▶ [Requirement]: Assemble all lines in which the string "that" appears.

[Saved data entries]
* start *
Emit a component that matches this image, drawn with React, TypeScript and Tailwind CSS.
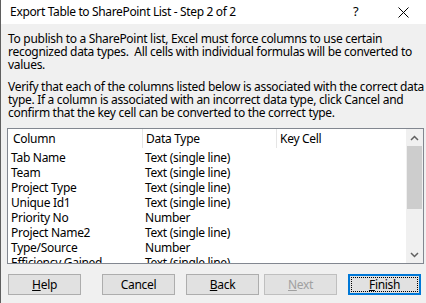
import React from "react";

const rows: [string, string][] = [
  ["Tab Name", "Text (single line)"],
  ["Team", "Text (single line)"],
  ["Project Type", "Text (single line)"],
  ["Unique Id1", "Text (single line)"],
  ["Priority No", "Number"],
  ["Project Name2", "Text (single line)"],
  ["Type/Source", "Number"],
  ["Efficiency Gained", "Text (single line)"],
];

function Btn({ children, disabled, primary }: { children: React.ReactNode; disabled?: boolean; primary?: boolean }) {
  if (primary) {
    return (
      <div className="w-[73px] h-[21px] border-2 border-[#0078d7] bg-[#e1e1e1] p-[1px]">
        <div className="w-full h-full border border-dotted border-black flex items-center justify-center text-black leading-none">
          {children}
        </div>
      </div>
    );
  }
  return (
    <div
      className={
        "w-[73px] h-[21px] border flex items-center justify-center leading-none " +
        (disabled ? "border-[#bfbfbf] bg-[#e1e1e1] text-[#a0a0a0]" : "border-[#adadad] bg-[#e1e1e1] text-black")
      }
    >
      {children}
    </div>
  );
}

export default function App() {
  return (
    <div
      className="w-[426px] h-[303px] flex overflow-hidden text-[12px] tracking-[-0.3px] text-black"
      style={{ fontFamily: '"Noto Sans", "Open Sans", sans-serif' }}
    >
      <div className="w-[2px] h-full bg-[#a9bf92] flex flex-col">
        {Array.from({ length: 21 }).map((_, i) => (
          <div key={i} className="h-[15px] shrink-0 border-b border-[#4d5a43]" />
        ))}
      </div>
      <div className="flex-1 h-full border-l border-[#5f5f5f] flex flex-col bg-[#f0f0f0]">
        <div className="h-[24px] bg-white flex items-center pl-[9px] relative">
          <span className="leading-none tracking-[-0.35px]">Export Table to SharePoint List - Step 2 of 2</span>
          <span className="absolute left-[352px] top-[5px] leading-none text-[13px]">?</span>
          <svg className="absolute left-[397px] top-[7px]" width="11" height="11" viewBox="0 0 11 11">
            <path d="M0.5 0.5 L10.5 10.5 M10.5 0.5 L0.5 10.5" stroke="#000" strokeWidth="1" fill="none" />
          </svg>
        </div>
        <div className="flex-1 flex flex-col pl-[6px] pr-[2px] pt-[8px]">
          <p className="leading-[13px] pl-[1px] whitespace-nowrap">
            To publish to a SharePoint list, Excel must force columns to use certain
            <br />
            recognized data types.&nbsp; All cells with individual formulas will be converted to
            <br />
            values.
          </p>
          <p className="leading-[13px] pl-[1px] mt-[9px] whitespace-nowrap">
            Verify that each of the columns listed below is associated with the correct data
            <br />
            type. If a column is associated with an incorrect data type, click Cancel and
            <br />
            confirm that the key cell can be converted to the correct type.
          </p>
          <div className="mt-[9px] h-[136px] border border-[#828790] bg-white flex">
            <div className="flex-1 flex flex-col overflow-hidden">
              <div className="h-[21px] shrink-0 flex">
                <div className="w-[135px] border-r border-[#e5e5e5] h-[19px] flex items-center pl-[5px] leading-none">Column</div>
                <div className="w-[134px] border-r border-[#e5e5e5] h-[19px] flex items-center pl-[3px] leading-none">Data Type</div>
                <div className="flex-1 h-[19px] flex items-center pl-[3px] leading-none">Key Cell</div>
              </div>
              {rows.map(([a, b]) => (
                <div key={a} className="h-[15px] shrink-0 flex items-center leading-[15px]">
                  <div className="w-[135px] pl-[3px] whitespace-nowrap">{a}</div>
                  <div className="w-[134px] pl-[2px] whitespace-nowrap">{b}</div>
                </div>
              ))}
            </div>
            <div className="w-[17px] h-full bg-[#f0f0f0] flex flex-col">
              <div className="h-[17px] flex items-center justify-center">
                <svg width="9" height="6" viewBox="0 0 9 6">
                  <path d="M1 5 L4.5 1.5 L8 5" stroke="#606060" strokeWidth="1.5" fill="none" />
                </svg>
              </div>
              <div className="h-[63px] mx-[1px] bg-[#cdcdcd]" />
              <div className="flex-1" />
              <div className="h-[17px] flex items-center justify-center">
                <svg width="9" height="6" viewBox="0 0 9 6">
                  <path d="M1 1 L4.5 4.5 L8 1" stroke="#606060" strokeWidth="1.5" fill="none" />
                </svg>
              </div>
            </div>
          </div>
          <div className="mt-[10px] flex items-center pl-[1px]">
            <Btn><span><u>H</u>elp</span></Btn>
            <div className="ml-[21px]"><Btn>Cancel</Btn></div>
            <div className="ml-[11px]"><Btn><span><u>B</u>ack</span></Btn></div>
            <div className="ml-[5px]"><Btn disabled><span><u>N</u>ext</span></Btn></div>
            <div className="ml-[11px]"><Btn primary><span><u>F</u>inish</span></Btn></div>
          </div>
        </div>
      </div>
    </div>
  );
}
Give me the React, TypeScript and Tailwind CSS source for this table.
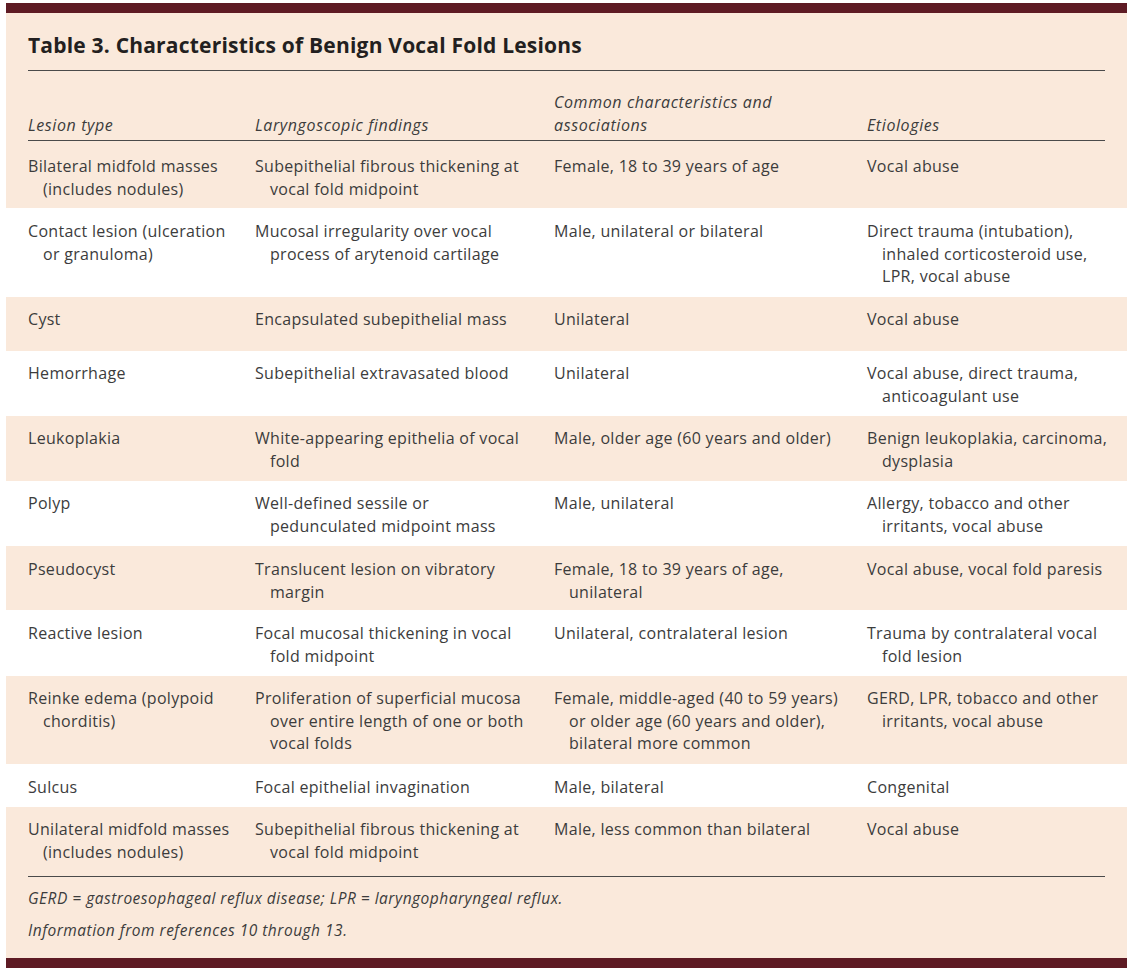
import React from "react";

type Row = {
  cells: string[][];
  pt?: string;
  pb?: string;
  white?: boolean;
};

const rows: Row[] = [
  {
    cells: [
      ["Bilateral midfold masses", "(includes nodules)"],
      ["Subepithelial fibrous thickening at", "vocal fold midpoint"],
      ["Female, 18 to 39 years of age"],
      ["Vocal abuse"],
    ],
    pt: "pt-[14px]",
    pb: "pb-[8px]",
  },
  {
    white: true,
    cells: [
      ["Contact lesion (ulceration", "or granuloma)"],
      ["Mucosal irregularity over vocal", "process of arytenoid cartilage"],
      ["Male, unilateral or bilateral"],
      ["Direct trauma (intubation),", "inhaled corticosteroid use,", "LPR, vocal abuse"],
    ],
    pt: "pt-[12px]",
    pb: "pb-[9px]",
  },
  {
    cells: [["Cyst"], ["Encapsulated subepithelial mass"], ["Unilateral"], ["Vocal abuse"]],
    pt: "pt-[11px]",
    pb: "pb-[21px]",
  },
  {
    white: true,
    cells: [
      ["Hemorrhage"],
      ["Subepithelial extravasated blood"],
      ["Unilateral"],
      ["Vocal abuse, direct trauma,", "anticoagulant use"],
    ],
  },
  {
    cells: [
      ["Leukoplakia"],
      ["White-appearing epithelia of vocal", "fold"],
      ["Male, older age (60 years and older)"],
      ["Benign leukoplakia, carcinoma,", "dysplasia"],
    ],
  },
  {
    white: true,
    cells: [
      ["Polyp"],
      ["Well-defined sessile or", "pedunculated midpoint mass"],
      ["Male, unilateral"],
      ["Allergy, tobacco and other", "irritants, vocal abuse"],
    ],
  },
  {
    cells: [
      ["Pseudocyst"],
      ["Translucent lesion on vibratory", "margin"],
      ["Female, 18 to 39 years of age,", "unilateral"],
      ["Vocal abuse, vocal fold paresis"],
    ],
    pt: "pt-[12px]",
    pb: "pb-[7px]",
  },
  {
    white: true,
    cells: [
      ["Reactive lesion"],
      ["Focal mucosal thickening in vocal", "fold midpoint"],
      ["Unilateral, contralateral lesion"],
      ["Trauma by contralateral vocal", "fold lesion"],
    ],
    pt: "pt-[12px]",
  },
  {
    cells: [
      ["Reinke edema (polypoid", "chorditis)"],
      ["Proliferation of superficial mucosa", "over entire length of one or both", "vocal folds"],
      ["Female, middle-aged (40 to 59 years)", "or older age (60 years and older),", "bilateral more common"],
      ["GERD, LPR, tobacco and other", "irritants, vocal abuse"],
    ],
  },
  {
    white: true,
    cells: [["Sulcus"], ["Focal epithelial invagination"], ["Male, bilateral"], ["Congenital"]],
    pt: "pt-[12px]",
  },
  {
    cells: [
      ["Unilateral midfold masses", "(includes nodules)"],
      ["Subepithelial fibrous thickening at", "vocal fold midpoint"],
      ["Male, less common than bilateral"],
      ["Vocal abuse"],
    ],
    pb: "pb-[13px]",
  },
];

function Cell({ lines }: { lines: string[] }) {
  return (
    <div className="flex flex-col">
      {lines.map((l, i) => (
        <div key={i} className={i === 0 ? "whitespace-nowrap" : "whitespace-nowrap pl-[15px]"}>
          {l}
        </div>
      ))}
    </div>
  );
}

const grid = "grid grid-cols-[227px_299px_313px_1fr]";

export default function App() {
  return (
    <div
      className="w-[1136px] h-[972px] bg-white pt-[3px] pl-[6px]"
      style={{ fontFamily: '"Open Sans", "Noto Sans", sans-serif' }}
    >
      <div className="w-[1121px] bg-[#fae9db] text-[#3c3c3c]">
        <div className="h-[10px] bg-[#5e1b24]" />
        <div className="px-[22px]">
          <h1 className="pt-[18px] pb-[11px] text-[21px] leading-[28px] font-bold text-[#231f20] tracking-[0.2px]">
            Table 3. Characteristics of Benign Vocal Fold Lesions
          </h1>
          <div className={`${grid} items-end border-t-[1.5px] border-b-[1.5px] border-[#4a4a4a] pt-[20px] pb-[4px] text-[16px] leading-[22.5px] italic tracking-[0.6px]`}>
            <div>Lesion type</div>
            <div>Laryngoscopic findings</div>
            <div>
              <div>Common characteristics and</div>
              <div>associations</div>
            </div>
            <div>Etiologies</div>
          </div>
        </div>
        {rows.map((r, i) => (
          <div key={i} className={r.white ? "bg-white" : ""}>
            <div
              className={`${grid} mx-[22px] ${r.pt ?? "pt-[11px]"} ${r.pb ?? "pb-[9px]"} text-[16px] leading-[22.5px] tracking-[0.3px]`}
            >
              {r.cells.map((c, j) => (
                <Cell key={j} lines={c} />
              ))}
            </div>
          </div>
        ))}
        <div className="mx-[22px] border-t-[1.5px] border-[#4a4a4a] pt-[10px] pb-[17px] text-[15.5px] leading-[22px] italic tracking-[0.5px]">
          <div>GERD = gastroesophageal reflux disease; LPR = laryngopharyngeal reflux.</div>
          <div className="mt-[10px]">Information from references 10 through 13.</div>
        </div>
        <div className="h-[10px] bg-[#5e1b24]" />
      </div>
    </div>
  );
}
* end *
▶ [Result for this exercise]:
Emit a component that matches this image, drawn with React, TypeScript and Tailwind CSS.
            Verify that each of the columns listed below is associated with the correct data
            confirm that the key cell can be converted to the correct type.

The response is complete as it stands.